------ DATA PROVIDED

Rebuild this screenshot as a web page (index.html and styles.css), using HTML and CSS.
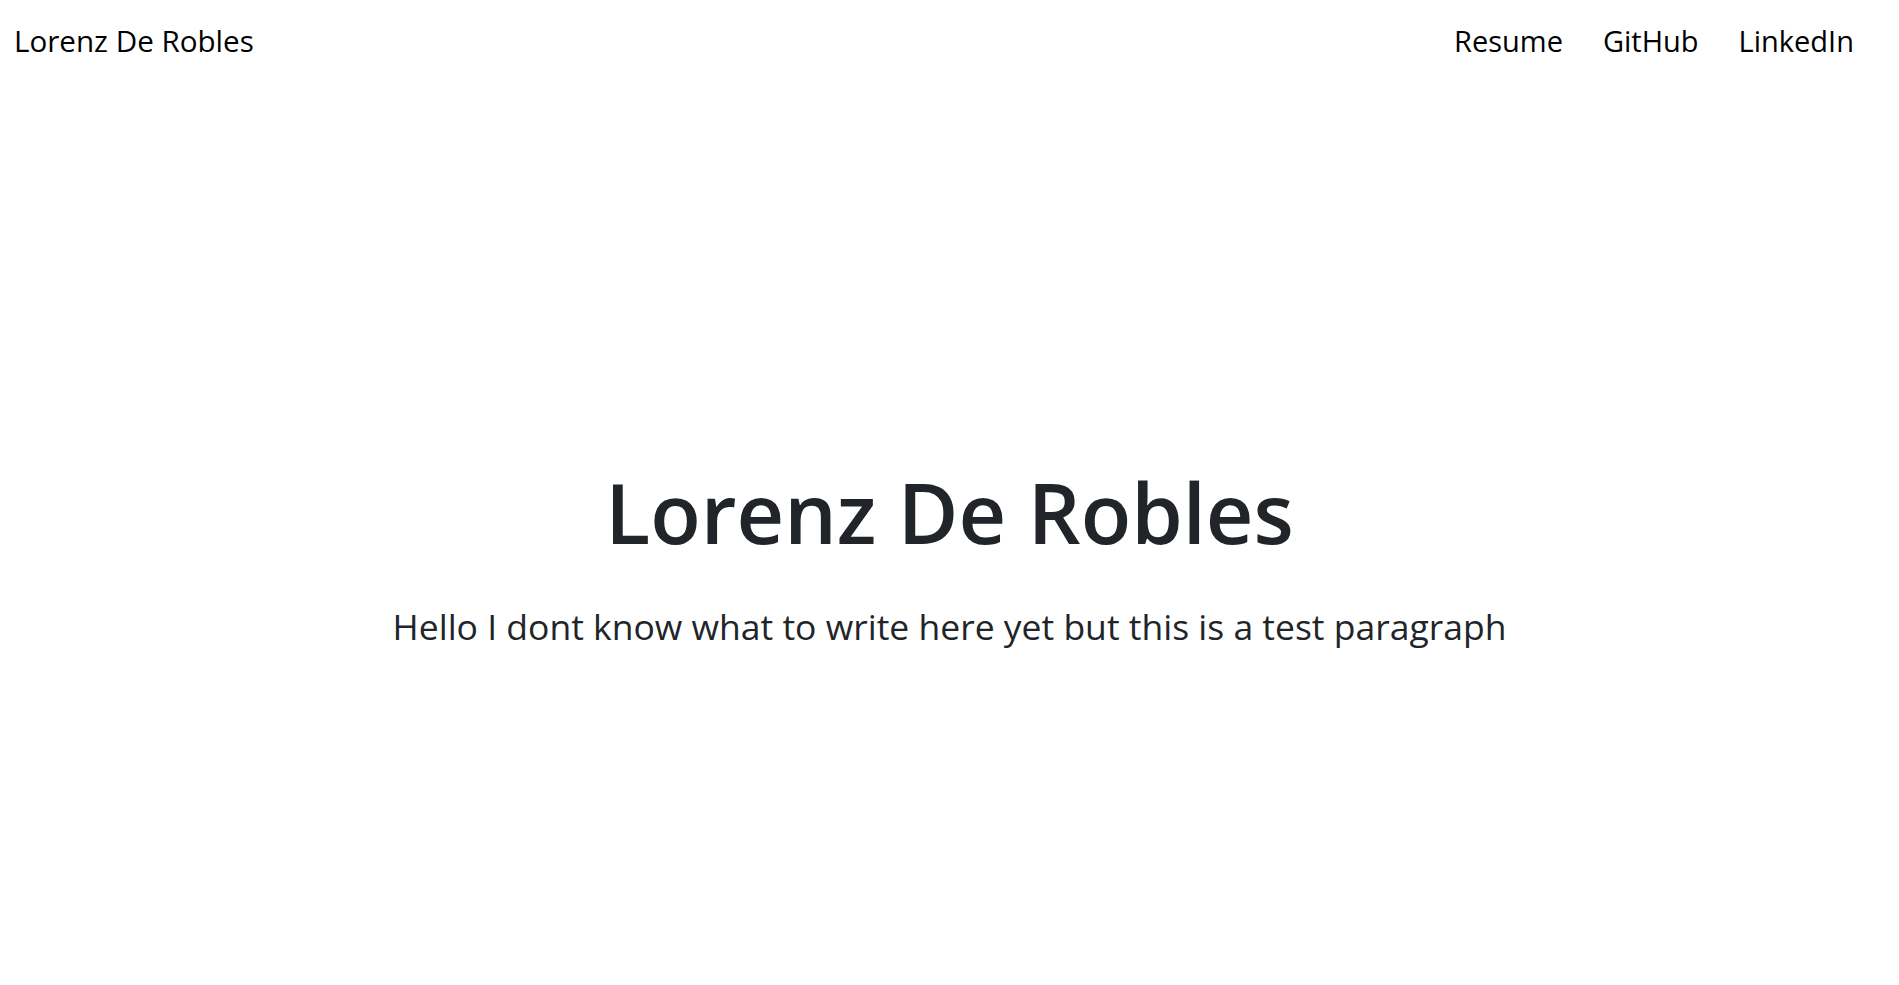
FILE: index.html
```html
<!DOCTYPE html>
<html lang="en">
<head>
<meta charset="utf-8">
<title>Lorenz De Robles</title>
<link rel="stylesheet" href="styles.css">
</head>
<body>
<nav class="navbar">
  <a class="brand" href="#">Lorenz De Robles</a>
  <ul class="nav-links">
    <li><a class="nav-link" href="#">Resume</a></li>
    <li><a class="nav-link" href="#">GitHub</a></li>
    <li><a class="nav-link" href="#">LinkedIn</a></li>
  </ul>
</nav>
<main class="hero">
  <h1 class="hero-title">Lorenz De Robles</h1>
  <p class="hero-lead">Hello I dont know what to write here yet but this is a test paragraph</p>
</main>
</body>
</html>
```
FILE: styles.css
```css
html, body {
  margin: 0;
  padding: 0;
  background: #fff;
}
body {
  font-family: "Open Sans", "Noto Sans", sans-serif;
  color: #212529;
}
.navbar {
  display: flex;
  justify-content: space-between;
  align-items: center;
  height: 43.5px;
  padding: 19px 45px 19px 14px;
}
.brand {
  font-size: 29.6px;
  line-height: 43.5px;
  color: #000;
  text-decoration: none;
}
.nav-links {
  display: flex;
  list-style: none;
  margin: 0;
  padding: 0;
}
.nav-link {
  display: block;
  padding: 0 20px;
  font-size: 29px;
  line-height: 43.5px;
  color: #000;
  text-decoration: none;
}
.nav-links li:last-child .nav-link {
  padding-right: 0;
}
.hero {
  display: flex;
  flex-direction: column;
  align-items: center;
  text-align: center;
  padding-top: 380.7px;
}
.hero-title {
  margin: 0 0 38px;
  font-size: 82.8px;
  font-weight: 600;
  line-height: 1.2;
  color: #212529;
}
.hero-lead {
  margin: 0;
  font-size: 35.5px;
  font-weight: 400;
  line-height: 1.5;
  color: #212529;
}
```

------------

- **GOAL**
Isolate each line of the listing above that includes "this". Copy it.

- **REPLY**
Rebuild this screenshot as a web page (index.html and styles.css), using HTML and CSS.
  <p class="hero-lead">Hello I dont know what to write here yet but this is a test paragraph</p>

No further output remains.